From Garland v. Torre, 259 F.2d 545 (2d Cir.), cert. denied, 358 U.S. 910, 79 S.Ct. 237, 3 L.Ed.2d 231 (1958), apparently the first case to set forth this three-part analysis; so described in Gadsden County Times v. Horne, 426 So.2d at 1241.
As to the first prong of the test, CBS argues that none of Long's statements, whether contained within the broadcast portion of the interview or not, should be admissible at trial, and therefore the outtakes sought by Long are not relevant. More specifically, they contend that Long's damaging admissions were not shown to relate to the murder for which he is now being tried, nor do they display sufficient similarity to the facts of that murder to justify their admission as "Williams Rule" evidence. Williams v. State, 110 So.2d 654 (Fla.), cert. denied, 361 U.S. 847, 80 S.Ct. 102, 4 L.Ed.2d 86 (1959). Furthermore, the only conceivable use Long would have for the outtakes would be if they contained "self-serving exculpatory statements," inadmissible under the hearsay rule. Moore v. State, 530 So.2d 61 (Fla. 1st DCA 1988).

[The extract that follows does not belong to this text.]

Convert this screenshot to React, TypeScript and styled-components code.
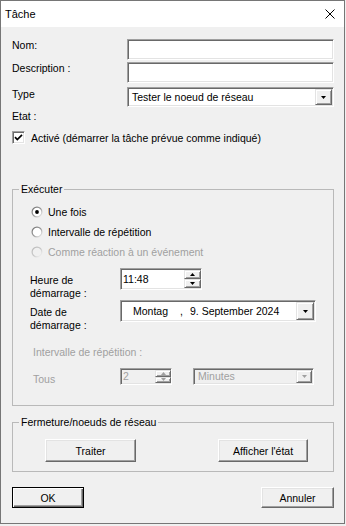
import React from "react";
import styled, { createGlobalStyle, css } from "styled-components";

const GlobalStyle = createGlobalStyle`
  html, body { margin: 0; padding: 0; background: #f0f0f0; }
  body {
    font-family: "Liberation Sans", Arial, sans-serif;
    font-size: 10.5px;
    color: #000;
  }
  * { box-sizing: border-box; }
`;

const sunken = css`
  border: 1px solid;
  border-color: #a0a0a0 #ffffff #ffffff #a0a0a0;
  box-shadow: inset 1px 1px 0 #696969, inset -1px -1px 0 #e3e3e3;
`;

const raised = css`
  border: 1px solid;
  border-color: #e3e3e3 #696969 #696969 #e3e3e3;
  box-shadow: inset 1px 1px 0 #ffffff, inset -1px -1px 0 #a0a0a0;
  background: #f0f0f0;
`;

const Window = styled.div`
  width: 345px;
  height: 524px;
  border: 1px solid #767676;
  background: #f0f0f0;
  display: flex;
  flex-direction: column;
`;

const TitleBar = styled.div`
  height: 26px;
  flex: none;
  background: #ffffff;
  display: flex;
  align-items: center;
  justify-content: space-between;
  padding: 0 9px 0 4px;
`;

const TitleText = styled.span`
  font-size: 11px;
  line-height: 13px;
`;

const Client = styled.div`
  flex: 1;
  display: flex;
  flex-direction: column;
  padding: 12px 10px 0 11px;
`;

const FieldRow = styled.div<{ $mt?: number }>`
  display: flex;
  align-items: flex-start;
  margin-top: ${(p) => p.$mt ?? 0}px;
`;

const FieldLabel = styled.label<{ $w?: number; $pt?: number; $ml?: number; $disabled?: boolean }>`
  flex: none;
  width: ${(p) => (p.$w ? `${p.$w}px` : "auto")};
  padding-top: ${(p) => p.$pt ?? 0}px;
  margin-left: ${(p) => p.$ml ?? 0}px;
  line-height: 13px;
  color: ${(p) => (p.$disabled ? "#a0a0a0" : "#000")};
`;

const TextInput = styled.input`
  width: 207px;
  height: 21px;
  margin: 0;
  padding: 0 3px;
  font: inherit;
  background: #fff;
  outline: none;
  ${sunken};
`;

const Combo = styled.div<{ $w: number; $h: number; $disabled?: boolean }>`
  flex: none;
  display: flex;
  align-items: stretch;
  width: ${(p) => p.$w}px;
  height: ${(p) => p.$h}px;
  padding: 1px;
  background: ${(p) => (p.$disabled ? "#f0f0f0" : "#fff")};
  color: ${(p) => (p.$disabled ? "#a0a0a0" : "#000")};
  ${sunken};
`;

const ComboText = styled.span<{ $pl: number }>`
  flex: 1;
  display: flex;
  align-items: center;
  padding-left: ${(p) => p.$pl}px;
  line-height: 13px;
  white-space: pre;
`;

const DateSep = styled.span<{ $ml: number }>`
  margin-left: ${(p) => p.$ml}px;
`;

const DropBtn = styled.span<{ $w: number }>`
  flex: none;
  width: ${(p) => p.$w}px;
  display: flex;
  align-items: center;
  justify-content: center;
  ${raised};
`;

const SpinBox = styled.div<{ $w: number; $h: number; $disabled?: boolean }>`
  flex: none;
  display: flex;
  align-items: stretch;
  width: ${(p) => p.$w}px;
  height: ${(p) => p.$h}px;
  padding: 1px 0 1px 1px;
  background: ${(p) => (p.$disabled ? "#f0f0f0" : "#fff")};
  color: ${(p) => (p.$disabled ? "#a0a0a0" : "#000")};
  ${sunken};
`;

const SpinText = styled.span`
  flex: 1;
  display: flex;
  align-items: center;
  padding-left: 1px;
  line-height: 13px;
`;

const SpinButtons = styled.span<{ $w: number }>`
  flex: none;
  width: ${(p) => p.$w}px;
  display: flex;
  flex-direction: column;
`;

const SpinBtn = styled.span`
  flex: 1;
  display: flex;
  align-items: center;
  justify-content: center;
  ${raised};
`;

const CheckRow = styled.div<{ $mt: number }>`
  display: flex;
  align-items: center;
  height: 13px;
  margin-top: ${(p) => p.$mt}px;
`;

const CheckBox = styled.span`
  flex: none;
  width: 13px;
  height: 13px;
  background: #fff;
  display: flex;
  align-items: center;
  justify-content: center;
  margin-right: 6px;
  ${sunken};
`;

const Group = styled.fieldset<{ $mt: number }>`
  margin: ${(p) => p.$mt}px 0 0;
  padding: 0;
  min-width: 0;
  border: 1px solid #b9b9b9;
`;

const Legend = styled.legend`
  margin-left: 6px;
  padding: 0 2px;
  line-height: 13px;
  font-size: 10.5px;
`;

const GroupBody = styled.div<{ $pad: string }>`
  display: flex;
  flex-direction: column;
  padding: ${(p) => p.$pad};
`;

const RadioRow = styled.div<{ $mt?: number; $disabled?: boolean }>`
  display: flex;
  align-items: center;
  height: 13px;
  margin-top: ${(p) => p.$mt ?? 0}px;
  padding-left: 1px;
  color: ${(p) => (p.$disabled ? "#a0a0a0" : "#000")};
  gap: 5px;
`;

const ButtonsRow = styled.div<{ $mt?: number }>`
  display: flex;
  justify-content: space-between;
  margin-top: ${(p) => p.$mt ?? 0}px;
`;

const PushButton = styled.button<{ $w: number; $h: number; $default?: boolean }>`
  width: ${(p) => p.$w}px;
  height: ${(p) => p.$h}px;
  margin: 0;
  padding: 0;
  font: inherit;
  color: #000;
  background: #f0f0f0;
  border: 1px solid;
  border-color: #ffffff #696969 #696969 #ffffff;
  box-shadow: inset -1px -1px 0 #a0a0a0, inset 1px 1px 0 #e3e3e3;
  ${(p) =>
    p.$default &&
    css`
      border-color: #000;
      box-shadow: inset 1px 1px 0 #ffffff, inset -1px -1px 0 #696969, inset -2px -2px 0 #a0a0a0;
    `}
`;

const Arrow = ({ up, color = "#000", w = 5, h = 3 }: { up?: boolean; color?: string; w?: number; h?: number }) => (
  <svg width={w} height={h} viewBox={`0 0 ${w} ${h}`} style={{ display: "block" }}>
    <polygon points={up ? `0,${h} ${w},${h} ${w / 2},0` : `0,0 ${w},0 ${w / 2},${h}`} fill={color} />
  </svg>
);

const Radio = ({ checked, disabled }: { checked?: boolean; disabled?: boolean }) => (
  <svg width="12" height="12" viewBox="0 0 12 12" style={{ display: "block", flex: "none" }}>
    <defs>
      <linearGradient id={disabled ? "rgd" : "rg"} x1="0" y1="0" x2="1" y2="1">
        <stop offset="0" stopColor={disabled ? "#b8b8b8" : "#6d6d6d"} />
        <stop offset="0.5" stopColor={disabled ? "#c8c8c8" : "#9a9a9a"} />
        <stop offset="1" stopColor="#ffffff" />
      </linearGradient>
    </defs>
    <circle cx="6" cy="6" r="5.5" fill={`url(#${disabled ? "rgd" : "rg"})`} />
    <circle cx="6" cy="6" r="4.3" fill={disabled ? "#f0f0f0" : "#ffffff"} />
    {checked && <circle cx="6" cy="6" r="1.9" fill="#000" />}
  </svg>
);

export default function App() {
  return (
    <>
      <GlobalStyle />
      <Window>
        <TitleBar>
          <TitleText>Tâche</TitleText>
          <svg width="10" height="10" viewBox="0 0 10 10" style={{ display: "block" }}>
            <path d="M0.5 0.5 L9.5 9.5 M9.5 0.5 L0.5 9.5" stroke="#000" strokeWidth="1" />
          </svg>
        </TitleBar>
        <Client>
          <FieldRow>
            <FieldLabel $w={115}>Nom:</FieldLabel>
            <TextInput readOnly value="" />
          </FieldRow>
          <FieldRow $mt={2}>
            <FieldLabel $w={115}>Description :</FieldLabel>
            <TextInput readOnly value="" />
          </FieldRow>
          <FieldRow $mt={4}>
            <FieldLabel $w={115} $pt={1}>Type</FieldLabel>
            <Combo $w={207} $h={20}>
              <ComboText $pl={3}>Tester le noeud de réseau</ComboText>
              <DropBtn $w={17}>
                <Arrow />
              </DropBtn>
            </Combo>
          </FieldRow>
          <FieldRow $mt={3}>
            <FieldLabel>Etat :</FieldLabel>
          </FieldRow>
          <CheckRow $mt={8}>
            <CheckBox>
              <svg width="9" height="9" viewBox="0 0 9 9" style={{ display: "block" }}>
                <polyline points="1,4.2 3.3,6.6 8,1.8" fill="none" stroke="#000" strokeWidth="1.7" />
              </svg>
            </CheckBox>
            <span>Activé (démarrer la tâche prévue comme indiqué)</span>
          </CheckRow>

          <Group $mt={39}>
            <Legend>Exécuter</Legend>
            <GroupBody $pad="9px 0 19px 17px">
              <RadioRow>
                <Radio checked />
                <span>Une fois</span>
              </RadioRow>
              <RadioRow $mt={7}>
                <Radio />
                <span>Intervalle de répétition</span>
              </RadioRow>
              <RadioRow $mt={7} $disabled>
                <Radio disabled />
                <span>Comme réaction à un événement</span>
              </RadioRow>
              <FieldRow $mt={10}>
                <FieldLabel $w={90} $pt={6}>
                  Heure de
                  <br />
                  démarrage :
                </FieldLabel>
                <SpinBox $w={82} $h={22}>
                  <SpinText>11:48</SpinText>
                  <SpinButtons $w={17}>
                    <SpinBtn>
                      <Arrow up w={5} h={3} />
                    </SpinBtn>
                    <SpinBtn>
                      <Arrow w={5} h={3} />
                    </SpinBtn>
                  </SpinButtons>
                </SpinBox>
              </FieldRow>
              <FieldRow>
                <FieldLabel $w={90} $pt={6}>
                  Date de
                  <br />
                  démarrage :
                </FieldLabel>
                <Combo $w={196} $h={22}>
                  <ComboText $pl={11}>
                    <span>Montag</span>
                    <DateSep $ml={12}>,</DateSep>
                    <DateSep $ml={7}>9. September 2024</DateSep>
                  </ComboText>
                  <DropBtn $w={18}>
                    <Arrow />
                  </DropBtn>
                </Combo>
              </FieldRow>
              <FieldRow $mt={14}>
                <FieldLabel $ml={3} $disabled>
                  Intervalle de répétition :
                </FieldLabel>
              </FieldRow>
              <FieldRow $mt={9}>
                <FieldLabel $w={87} $ml={3} $pt={5} $disabled>
                  Tous
                </FieldLabel>
                <SpinBox $w={52} $h={17} $disabled>
                  <SpinText>2</SpinText>
                  <SpinButtons $w={16}>
                    <SpinBtn>
                      <Arrow up color="#a0a0a0" />
                    </SpinBtn>
                    <SpinBtn>
                      <Arrow color="#a0a0a0" />
                    </SpinBtn>
                  </SpinButtons>
                </SpinBox>
                <div style={{ width: 21, flex: "none" }} />
                <Combo $w={121} $h={17} $disabled>
                  <ComboText $pl={3}>Minutes</ComboText>
                  <DropBtn $w={16}>
                    <Arrow color="#a0a0a0" />
                  </DropBtn>
                </Combo>
              </FieldRow>
            </GroupBody>
          </Group>

          <Group $mt={10}>
            <Legend>Fermeture/noeuds de réseau</Legend>
            <GroupBody $pad="10px 25px 9px 32px">
              <ButtonsRow>
                <PushButton $w={91} $h={23}>Traiter</PushButton>
                <PushButton $w={90} $h={23}>Afficher l'état</PushButton>
              </ButtonsRow>
            </GroupBody>
          </Group>

          <ButtonsRow $mt={15}>
            <PushButton $w={72} $h={21} $default>OK</PushButton>
            <PushButton $w={73} $h={21}>Annuler</PushButton>
          </ButtonsRow>
        </Client>
      </Window>
    </>
  );
}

Be that as it may, the trial court has determined, since the time CBS filed its petition with this court, that the state will be allowed to introduce the interview excerpt in its possession. It is not within our present authority to rule upon the correctness of this decision, except to state that it strongly bolsters Long's claim of relevancy. Whenever part of a written or recorded statement is introduced by a party, an adverse party may require the introduction of any other part of the statement that in fairness ought to be considered contemporaneously. § 90.108, Fla. Stat. (1987). Concededly, Long is at somewhat of a disadvantage in that he cannot determine whether such "fairness" arises in this case — or even whether there is anything on the tape he may want the jury to hear — without first viewing the entire statement. Yet we must take care not to confuse relevancy with the ultimate question of the admissibility of that evidence. The record in this case strongly suggests that if any segment of the interview is relevant, there is a good chance the rest of it is relevant also. Whether, beyond that, it is "pertinent and proper to be considered in reaching a decision" is for the trial court still to decide.
Black's Law Dictionary 44 (5th Ed. 1979).
We further find that Long has adequately demonstrated the lack of an alternative source for the same information. CBS considers this alternative source obvious — Long himself. At the hearing in circuit court Long's counsel countered that Long does not remember everything he said to reporter Corderi during the course of the interview. CBS considers this "naked assertion" insufficient. However, the trial court indicated that "I don't know how we can expect him to remember how the questions and his answers were organized," and we are not persuaded that this conclusion was unreasonable. In Colonial Penn Insurance Co. v. Blair, 380 So.2d 1305, 1306 (Fla.5th DCA 1980), the court overruled an objection based on attorney work product and required production of the transcript of a civil defendant's traffic court testimony that had been prepared at the behest of the plaintiff, noting that "[t]he memories of the parties [are] a poor and possibly fallible substitute for statements close in time to the accident." That rationale has since been extended to "unique" pictures of allegedly hazardous road conditions, relevant to the issues in a civil action, which were taken by a newspaper photographer. Carroll Contracting, Inc. v. Edwards, 528 So.2d 951 (Fla. 5th DCA 1988). The taped interview is the best evidence of what was said by Long, including the context of Long's remarks.
Finally, we hold that Long has demonstrated a compelling need for the information currently in the possession of CBS, notwithstanding his apparent inability to summarize the exact nature of that information without first being allowed to examine it. This is not merely a "fishing expedition" for evidence which theoretically could be useful to Long in the preparation of his defense. Rather, it is "a necessary step in [defendant's] due and proper preparation for trial." Gulliver's Periodicals, Ltd. v. Chas. Levy Circulating Co., 455 F. Supp. 1197 (N.D.Ill. 1978). A small portion of the interview already has been utilized to Long's detriment, and he considers it imperative to determine whether this segment was edited, properly or otherwise, in a manner which rendered it unduly suggestive or distorted its content. We must not lose sight of the fact that Long is, literally, fighting for his life. Certainly, the acquisition of helpful evidence in such a situation is more compelling than in the civil context, where the potential loss to a litigant is purely economic. The Sixth Amendment to the United States Constitution, as well as Article 1, Section 16, of the Florida Constitution, provides that the accused in a criminal proceeding shall have the right of compulsory process for obtaining witnesses in his favor. When these constitutional provisions conflict with "shield laws" designed to protect the integrity of the print or broadcast media, some deference must be afforded to the rights of the accused. So held the Supreme Court of New Jersey, describing this "rather elementary but entirely sound proposition" as "unassailable." In the Matter of Farber, 78 N.J. 259, 394 A.2d 330, 336, cert. denied sub nom. New York Times Co. v. New Jersey, 439 U.S. 997, 99 S.Ct. 598, 58 L.Ed.2d 670 (1978). We are satisfied that, under the facts of this case as presented to us, the trial court's order constitutes a reasonable determination that Long's constitutional right to defend himself outweighs the constitutional right of CBS to withhold journalistic work product.
In closing, we would observe that, given the time constraints generated by the petition's emergency status, the excellent presentation of the issues by all the attorneys who have submitted pleadings in this proceeding is worthy of commendation.
CAMPBELL, C.J., and HALL and THREADGILL, JJ., concur.